It's a quiet story, though. There is some action in it - the 15 year old hero, Mafatu, battles a shark, an octopus (do big octopi really attack people?), a wild boar, and barely escapes from the savage black "eaters-of-men". I winced a little every time Sperry notes that the neighboring cannibals were black (not Polynesian like Mafatu?), but this was the only bit that really dated the story. Like Island of the Blue Dolphins, which shares many similarities with Call It Courage, this is basically the story of a boy and his dog and his bird, and of his battles with the the sea and with his own fear, and it is rather timeless. And I liked that aspect of the story; I loved how the first paragraph is echoed at the end of the book:
It happened many years ago, before the traders and missionaries first came into the South Seas, while the Polynesians were still great in numbers and fierce of heart. But even today the people of Hikueru sing this story in their chants and tell it over the evening fires (p. 7, p. 95).The woodcuts (I think they're woodcuts, anyway, but maybe they're etchings or something) were absolutely beautiful, and I was surprised to see that Sperry also did these illustrations. They really complement the book, and add a lot to its charm. But I was taken aback by the following picture, because Sperry states several times that the shark that Mafatu battles is a hammerhead, and even my six year old knows (from Animal Planet and the Toledo Zoo aquarium) that this is not a hammerhead.
Warning: some mild spoilers below the picture.

Unlike Karana in Island of the Blue Dolphins, Mafatu chooses his isolation, and returns triumphantly to his family. So the things that disturbed me in O'Dell's story just weren't here, and many of the things that I liked in Island of the Blue Dolphins were also here in Call It Courage: beautiful descriptions of the land (and sea), nearly ethnographic descriptions of the resourceful way native peoples used plants and animals, a good dog companion, and a character with strength of mind and (duh, given the title) courage.

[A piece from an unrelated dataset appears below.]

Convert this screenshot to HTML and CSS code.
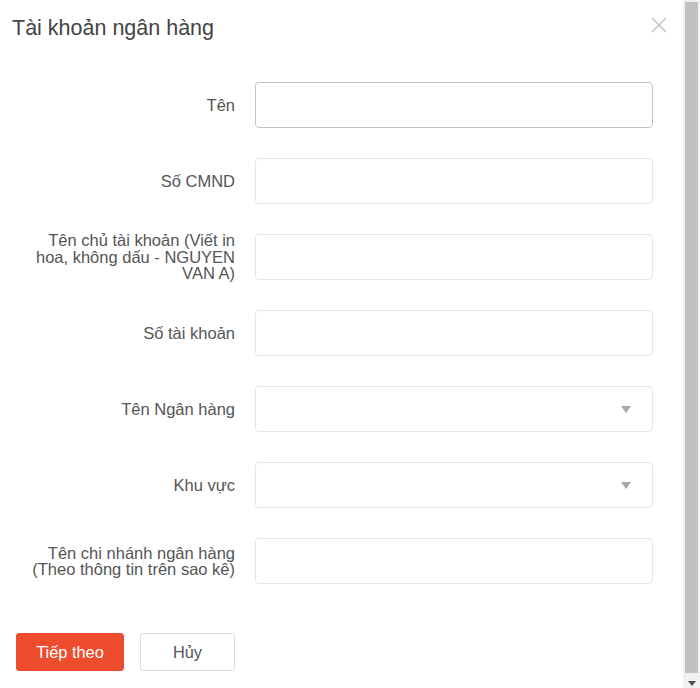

Sperry said something interesting in his Newbery acceptance speech in 1941, which I think makes a statement about the best Newbery winners in general:
"CALL IT COURAGE meant a great deal to me in the writing but I had no idea that the response to the book would be so wide among children. I had feared that the concept of spiritual courage might be too adult for the age group such a book would reach, and that young people would find it less thrilling than the physical courage which battles pirates unconcerned or outstares the crouching lion. But it seems I was wrong ... which only serves to prove that children have imagination enough to grasp any idea which you present to them with honesty and without patronage."